As I walked the dusty streets and breathed the smoke-filled air and carried my sack of shampoo and water bottles home from the store, I asked myself: “Why and when do I specifically experience these moments of freedom? What is it about this point in solitude that makes me feel somehow more alive and yet, less human?” There’s something divine about that place, it is free. Like Rainer Maria Rilke says in his “Letters to a Young Poet,” I believe it has something to do with a deep and profound trust of what difficulties lie ahead. Future thinking gives us the illusory idea that we can control. We cease to operate in faith because we don’t feel any need to. And yet, time might be the only thing we absolutely have no control over. It passes quickly and then it passes slowly and we have no way of speeding it up or slowing it down.
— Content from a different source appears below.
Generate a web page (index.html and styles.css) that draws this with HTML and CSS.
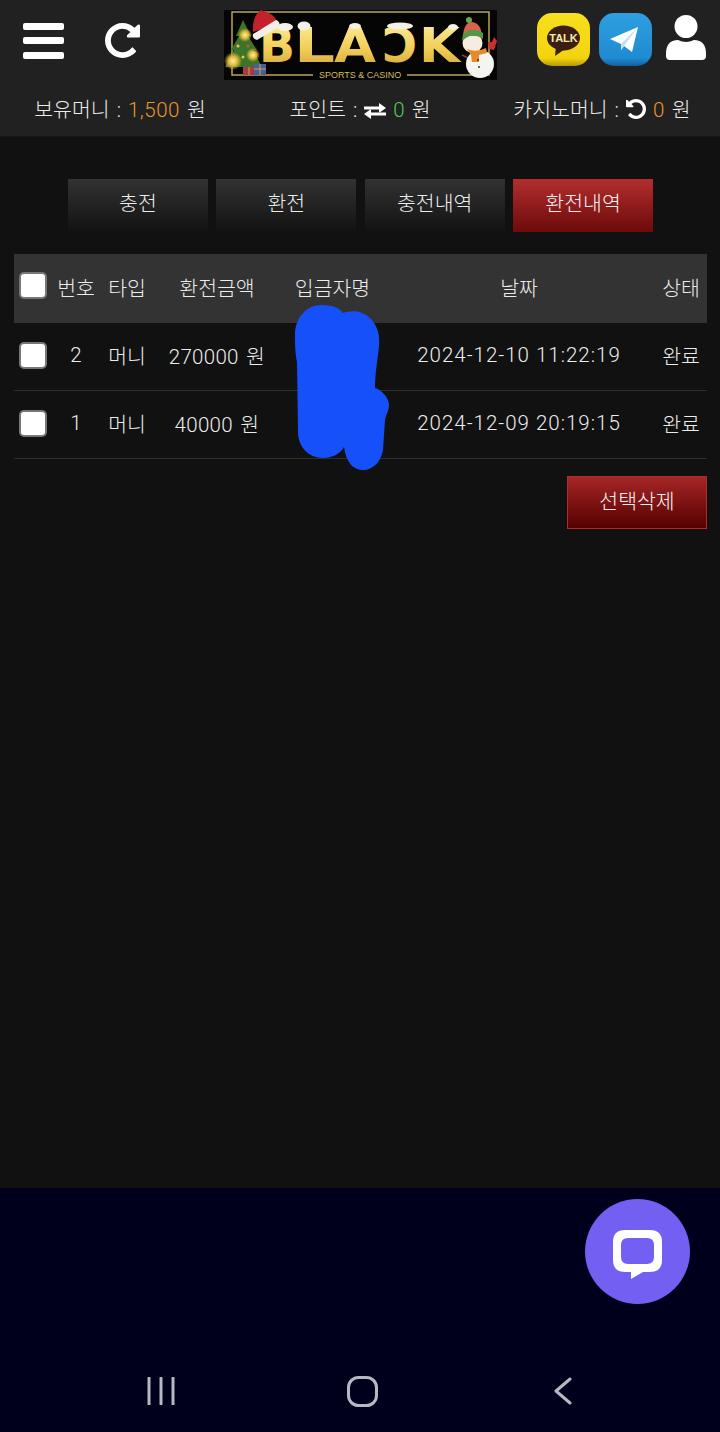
FILE: index.html
```html
<!DOCTYPE html>
<html lang="ko">
<head>
    <meta charset="UTF-8">
    <meta name="viewport" content="width=device-width, initial-scale=1.0">
    <title>환전내역</title>
    <link rel="stylesheet" href="styles.css">
</head>
<body>
    <header class="site-header">
        <div class="top-row">
            <div class="top-left">
                <div class="menu-icon"><span></span><span></span><span></span></div>
                <svg class="refresh-icon" viewBox="128 128 1536 1536" width="35" height="35"><path fill="#fff" d="M1664 256v448q0 26-19 45t-45 19h-448q-42 0-59-40-17-39 14-69l138-138q-148-137-349-137-104 0-198.5 40.5t-163.5 109.5-109.5 163.5-40.5 198.5 40.5 198.5 109.5 163.5 163.5 109.5 198.5 40.5q119 0 225-52t179-147q7-10 23-12 15 0 25 9l137 138q9 8 9.5 20.5t-7.5 22.5q-109 132-264 204.5t-327 72.5q-156 0-298-61t-245-164-164-245-61-298 61-298 164-245 245-164 298-61q147 0 284.5 55.5t244.5 156.5l130-129q29-31 70-14 39 17 39 59z"/></svg>
            </div>
            <svg class="logo" viewBox="0 0 273 70" width="273" height="70">
                <defs>
                    <linearGradient id="gold" x1="0" y1="0" x2="0" y2="1">
                        <stop offset="0" stop-color="#fff3a8"/>
                        <stop offset="0.55" stop-color="#f2cf58"/>
                        <stop offset="1" stop-color="#cfa032"/>
                    </linearGradient>
                    <radialGradient id="glow">
                        <stop offset="0" stop-color="#fff2a0"/>
                        <stop offset="0.5" stop-color="#e0b83a"/>
                        <stop offset="1" stop-color="#e0b83a" stop-opacity="0"/>
                    </radialGradient>
                </defs>
                <rect width="273" height="70" fill="#050505"/>
                <path d="M89 65H8V2H265V65H183" fill="none" stroke="#b9a45c" stroke-width="1.5"/>
                <g class="logo-letters" fill="url(#gold)">
                    <text x="35" y="52" textLength="36" lengthAdjust="spacingAndGlyphs">B</text>
                    <text x="70" y="52" textLength="41" lengthAdjust="spacingAndGlyphs">L</text>
                    <text x="110" y="52" textLength="42" lengthAdjust="spacingAndGlyphs">A</text>
                    <text transform="translate(193 52) scale(-1 1)" x="0" y="0">C</text>
                    <text x="195" y="52" textLength="41" lengthAdjust="spacingAndGlyphs">K</text>
                </g>
                <g fill="#f4f1e6">
                    <ellipse cx="61" cy="17" rx="8" ry="4"/>
                    <ellipse cx="80" cy="16" rx="6.500" ry="4.500"/>
                    <ellipse cx="131" cy="16" rx="6" ry="3"/>
                    <ellipse cx="176" cy="16" rx="13" ry="3.500"/>
                    <ellipse cx="229" cy="17" rx="5" ry="3"/>
                </g>
                <text class="logo-sub" x="95" y="68">SPORTS &amp; CASINO</text>
                <!-- tree -->
                <path d="M19 10L27 26H24L33 40H29L38 57H1L10 40H7L15 26H12Z" fill="#3c7428"/>
                <circle cx="21" cy="25" r="7" fill="url(#glow)"/>
                <circle cx="9" cy="51" r="9" fill="url(#glow)"/>
                <circle cx="29" cy="45" r="7" fill="url(#glow)"/>
                <circle cx="14" cy="36" r="1.500" fill="#e8c84a"/>
                <circle cx="24" cy="36" r="1.500" fill="#d05040"/>
                <circle cx="19" cy="47" r="1.500" fill="#e8c84a"/>
                <rect x="19" y="57" width="12" height="8" fill="#a83a48"/>
                <rect x="30" y="54" width="12" height="11" fill="#46609c"/>
                <path d="M25 57V65M36 54V65M30 59H42" stroke="#d9a04a" stroke-width="1"/>
                <!-- hat -->
                <path d="M29 22Q28 6 37 0Q50 3 54 13Z" fill="#c4222a"/>
                <path d="M29 24L52 10Q57 12 55 17L33 30Q28 29 29 24Z" fill="#f3f0ea"/>
                <!-- snowman -->
                <path d="M238 45L246 49" stroke="#7a4a2a" stroke-width="1.500"/>
                <circle cx="256" cy="54" r="14" fill="#f4f4f0"/>
                <circle cx="248.500" cy="33" r="10" fill="#f6ecdf"/>
                <path d="M239 26Q240 12 248 12Q257 13 258 26Z" fill="#d9624e"/>
                <path d="M238 31Q248 21 259 29L259 23Q248 16 239 24Z" fill="#4f9a4a"/>
                <circle cx="245" cy="10" r="3" fill="#6aa84f"/>
                <path d="M243 39Q252 43 262 38L263 43L255 45L255 52H248L247 45Z" fill="#e8892c"/>
                <path d="M264 32L268 32L270 27L273 31L270 40L265 39Z" fill="#c4322a"/>
                <circle cx="254" cy="50" r="1" fill="#333"/>
                <circle cx="255" cy="57" r="1" fill="#333"/>
            </svg>
            <div class="top-right">
                <svg viewBox="0 0 53 53" width="53" height="53">
                    <defs>
                        <linearGradient id="kakao" x1="0" y1="0" x2="0" y2="1">
                            <stop offset="0" stop-color="#f7e01c"/>
                            <stop offset="0.85" stop-color="#f2d40e"/>
                            <stop offset="1" stop-color="#b8960a"/>
                        </linearGradient>
                    </defs>
                    <rect width="53" height="53" rx="15" fill="url(#kakao)"/>
                    <ellipse cx="26.500" cy="25" rx="16.500" ry="12.500" fill="#3c1e10"/>
                    <path d="M19 33L18 43L28 36Z" fill="#3c1e10"/>
                    <text class="talk-text" x="26.500" y="29">TALK</text>
                </svg>
                <svg viewBox="0 0 53 53" width="53" height="53">
                    <defs>
                        <linearGradient id="tele" x1="0" y1="0" x2="0" y2="1">
                            <stop offset="0" stop-color="#2f9fe0"/>
                            <stop offset="0.85" stop-color="#1f8bd2"/>
                            <stop offset="1" stop-color="#135f9c"/>
                        </linearGradient>
                    </defs>
                    <rect width="53" height="53" rx="15" fill="url(#tele)"/>
                    <path d="M11 26L39 14L33 39L25 33L22 37L22 31Z" fill="#fff"/>
                    <path d="M22 31L39 14L25 33L22 37Z" fill="#c5def0"/>
                </svg>
                <svg class="user-icon" viewBox="0 0 40 45" width="40" height="45">
                    <circle cx="20" cy="11.500" r="11.500" fill="#fff"/>
                    <path d="M0 39Q0 25 12 25Q20 29 28 25Q40 25 40 39V41Q40 45 36 45H4Q0 45 0 41Z" fill="#fff"/>
                </svg>
            </div>
        </div>
        <div class="info-row">
            <div class="info-item">보유머니 : <span class="amount-orange">1,500</span> 원</div>
            <div class="info-item">포인트 : <svg class="info-icon" viewBox="0 0 22 16" width="22" height="16"><path fill="#fff" d="M0 3.500H15V0L22 5L15 10V6.500H0ZM22 9.500H7V6L0 11L7 16V12.500H22Z"/></svg> <span class="amount-green">0</span> 원</div>
            <div class="info-item info-casino">카지노머니 : <svg class="info-icon" viewBox="128 128 1536 1536" width="20" height="20"><path fill="#fff" transform="translate(1792 0) scale(-1 1)" d="M1664 256v448q0 26-19 45t-45 19h-448q-42 0-59-40-17-39 14-69l138-138q-148-137-349-137-104 0-198.5 40.5t-163.5 109.5-109.5 163.5-40.5 198.5 40.5 198.5 109.5 163.5 163.5 109.5 198.5 40.5q119 0 225-52t179-147q7-10 23-12 15 0 25 9l137 138q9 8 9.5 20.5t-7.5 22.5q-109 132-264 204.5t-327 72.5q-156 0-298-61t-245-164-164-245-61-298 61-298 164-245 245-164 298-61q147 0 284.5 55.5t244.5 156.5l130-129q29-31 70-14 39 17 39 59z"/></svg> <span class="amount-orange">0</span> 원</div>
        </div>
    </header>

    <main class="content">
        <div class="tabs">
            <div class="tab">충전</div>
            <div class="tab">환전</div>
            <div class="tab">충전내역</div>
            <div class="tab tab-active">환전내역</div>
        </div>

        <div class="table-wrap">
            <table class="history-table">
                <colgroup>
                    <col class="col-check">
                    <col class="col-no">
                    <col class="col-type">
                    <col class="col-amount">
                    <col class="col-name">
                    <col class="col-date">
                    <col class="col-status">
                </colgroup>
                <thead>
                    <tr>
                        <th><input type="checkbox" class="check"></th>
                        <th>번호</th>
                        <th>타입</th>
                        <th>환전금액</th>
                        <th>입금자명</th>
                        <th>날짜</th>
                        <th class="cell-status">상태</th>
                    </tr>
                </thead>
                <tbody>
                    <tr>
                        <td><input type="checkbox" class="check"></td>
                        <td>2</td>
                        <td>머니</td>
                        <td class="cell-amount">270000 원</td>
                        <td></td>
                        <td class="cell-date">2024-12-10 11:22:19</td>
                        <td class="cell-status">완료</td>
                    </tr>
                    <tr>
                        <td><input type="checkbox" class="check"></td>
                        <td>1</td>
                        <td>머니</td>
                        <td class="cell-amount">40000 원</td>
                        <td></td>
                        <td class="cell-date">2024-12-09 20:19:15</td>
                        <td class="cell-status">완료</td>
                    </tr>
                </tbody>
            </table>
            <!-- scribble over the depositor names -->
            <svg class="scribble" viewBox="294 304 96 166" width="96" height="166">
                <path fill="#1650f8" d="M322 305C335 305 340 309 343 313C350 310 362 310 370 318C378 326 380 336 379 346C378 358 375 372 375 388C382 390 389 398 389 405C389 411 386 414 385 420L383 450C381 462 373 470 363 470C353 470 346 462 344 447C340 454 332 458 323 458C308 458 298 446 298 432L297 362C295 352 295 345 295 335C295 318 306 305 322 305Z"/>
            </svg>
        </div>

        <div class="actions">
            <div class="delete-button">선택삭제</div>
        </div>
    </main>

    <nav class="bottom-nav">
        <div class="nav-slot">
            <svg viewBox="0 0 28 28" width="28" height="28"><path d="M2 1V27M14 1V27M26 1V27" stroke="#b8b8c4" stroke-width="3" stroke-linecap="round" fill="none"/></svg>
        </div>
        <div class="nav-slot">
            <svg viewBox="0 0 31 31" width="31" height="31"><rect x="1.500" y="1.500" width="28" height="28" rx="10" stroke="#b8b8c4" stroke-width="3" fill="none"/></svg>
        </div>
        <div class="nav-slot">
            <svg viewBox="0 0 18 28" width="18" height="28"><path d="M16 2L2 14L16 26" stroke="#b8b8c4" stroke-width="3" stroke-linecap="round" stroke-linejoin="round" fill="none"/></svg>
        </div>
    </nav>

    <div class="chat-button">
        <svg viewBox="0 0 49 49" width="49" height="49">
            <path fill="#fff" fill-rule="evenodd" d="M12 0H37Q49 0 49 12V30Q49 42 37 42H30L18 49V42H12Q0 42 0 30V12Q0 0 12 0ZM15 8Q8 8 8 15V27Q8 34 15 34H34Q41 34 41 27V15Q41 8 34 8Z"/>
        </svg>
    </div>
</body>
</html>
```

FILE: styles.css
```css
html, body {
    margin: 0;
    padding: 0;
}
body {
    position: relative;
    display: flex;
    flex-direction: column;
    width: 720px;
    height: 1432px;
    overflow: hidden;
    background-color: #111;
    color: #ececec;
    font-family: Roboto, "Noto Sans CJK KR", sans-serif;
    font-size: 20.5px;
    font-weight: 300;
}
.site-header {
    background-color: #212121;
    height: 137px;
    border-bottom: 1px solid #161616;
    box-sizing: border-box;
}
.top-row {
    display: grid;
    grid-template-columns: 1fr 273px 1fr;
    align-items: center;
    height: 70px;
    padding-top: 10px;
}
.top-left {
    display: flex;
    align-items: center;
    gap: 41px;
    padding: 0 0 9px 23px;
}
.menu-icon {
    display: flex;
    flex-direction: column;
    justify-content: space-between;
    width: 41px;
    height: 36px;
}
.menu-icon span {
    display: block;
    height: 7px;
    border-radius: 2px;
    background-color: #fff;
}
.logo {
    display: block;
}
.logo-letters text {
    font-family: "DejaVu Sans", sans-serif;
    font-size: 48px;
    font-weight: 700;
}
.logo-sub {
    font-family: "Liberation Sans", sans-serif;
    font-size: 9px;
    font-weight: 400;
    fill: #d4bb60;
}
.top-right {
    display: flex;
    align-items: center;
    gap: 9px;
    padding: 0 0 12px 40px;
}
.user-icon {
    margin: 0 0 3px 5px;
}
.talk-text {
    font-family: "Liberation Sans", sans-serif;
    font-size: 11px;
    font-weight: 700;
    text-anchor: middle;
    fill: #f5e9b0;
}
.info-row {
    display: grid;
    grid-template-columns: repeat(3, 240px);
    padding-top: 16px;
}
.info-item {
    text-align: center;
    white-space: nowrap;
    line-height: 28px;
    word-spacing: 2px;
}
.info-casino {
    padding-left: 4px;
}
.info-icon {
    vertical-align: -2px;
}
.amount-orange {
    color: #e8982a;
    letter-spacing: 0.5px;
}
.amount-green {
    color: #4fd04f;
}
.content {
    flex: 1;
    padding: 42px 13px 0 14px;
}
.tabs {
    display: flex;
    justify-content: center;
    gap: 8.4px;
}
.tab {
    width: 140px;
    height: 53px;
    line-height: 51px;
    text-align: center;
    background: linear-gradient(#323232, #121212);
}
.tab-active {
    background: linear-gradient(#b32e2e, #6c0a0a);
    color: #f2f2f2;
}
.table-wrap {
    position: relative;
    margin-top: 22px;
}
.history-table {
    width: 693px;
    table-layout: fixed;
    border-collapse: separate;
    border-spacing: 0;
}
.col-check { width: 38px; }
.col-no { width: 48px; }
.col-type { width: 54px; }
.col-amount { width: 126px; }
.col-name { width: 105px; }
.col-date { width: 268px; }
.col-status { width: 54px; }
.history-table th {
    box-sizing: border-box;
    height: 69px;
    padding: 0 0 4px;
    background-color: #333;
    font-weight: 300;
}
.history-table td {
    box-sizing: border-box;
    height: 68px;
    padding: 0 0 3px;
    text-align: center;
    border-bottom: 1px solid #2f2f2f;
}
.history-table .cell-amount {
    letter-spacing: 0.3px;
    word-spacing: 2px;
}
.history-table .cell-date {
    letter-spacing: 1px;
}
.history-table .cell-status {
    padding-left: 2px;
}
.check {
    appearance: none;
    display: block;
    width: 28px;
    height: 27px;
    margin: 0 0 0 5px;
    box-sizing: border-box;
    border: 2px solid #777;
    border-radius: 5px;
    background-color: #fff;
}
th .check {
    margin-top: -2px;
}
.scribble {
    position: absolute;
    left: 280px;
    top: 50px;
}
.actions {
    display: flex;
    justify-content: flex-end;
    margin-top: 17px;
}
.delete-button {
    width: 140px;
    height: 53px;
    box-sizing: border-box;
    line-height: 50px;
    text-align: center;
    border: 1px solid #b02c2c;
    background: linear-gradient(#a62626, #560000);
    color: #f2f2f2;
}
.bottom-nav {
    display: flex;
    justify-content: center;
    align-items: center;
    height: 244px;
    padding: 162px 0 0 4px;
    box-sizing: border-box;
    background-color: #00001c;
}
.nav-slot {
    display: flex;
    justify-content: center;
    align-items: center;
    width: 201px;
}
.chat-button {
    position: absolute;
    left: 585px;
    top: 1199px;
    display: flex;
    justify-content: center;
    align-items: center;
    width: 105px;
    height: 105px;
    border-radius: 50%;
    background-color: #7360f2;
}
.chat-button svg {
    margin-top: 6px;
}
```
But, might I just trust that life happens right? Might I just trust enough to let go of my grasp of the future, the future that I have made up in my own mind?

In the remaining two months I live here, I hope I can break out of this very human way of thinking, that somehow I might be able to break out and really live as one set free from time, from anything that tries to set a boundary in places that should be limitless. In trying to control time, I allow time to control me. I want to think of time as segments of growth, love, rightness, and realization. I don’t want to be hemmed in to the very human way of thinking in days and hours and minutes for didn’t we just create all that just to give ourselves some form of structure? I want to think like Jesus thinks with Kingdom thoughts. I want to use my moments of fear as opportunities to open the doors of my soul and let trust in, let God do His work in that moment, let His love destroy the fear that so often accompanies the inevitable human solitude.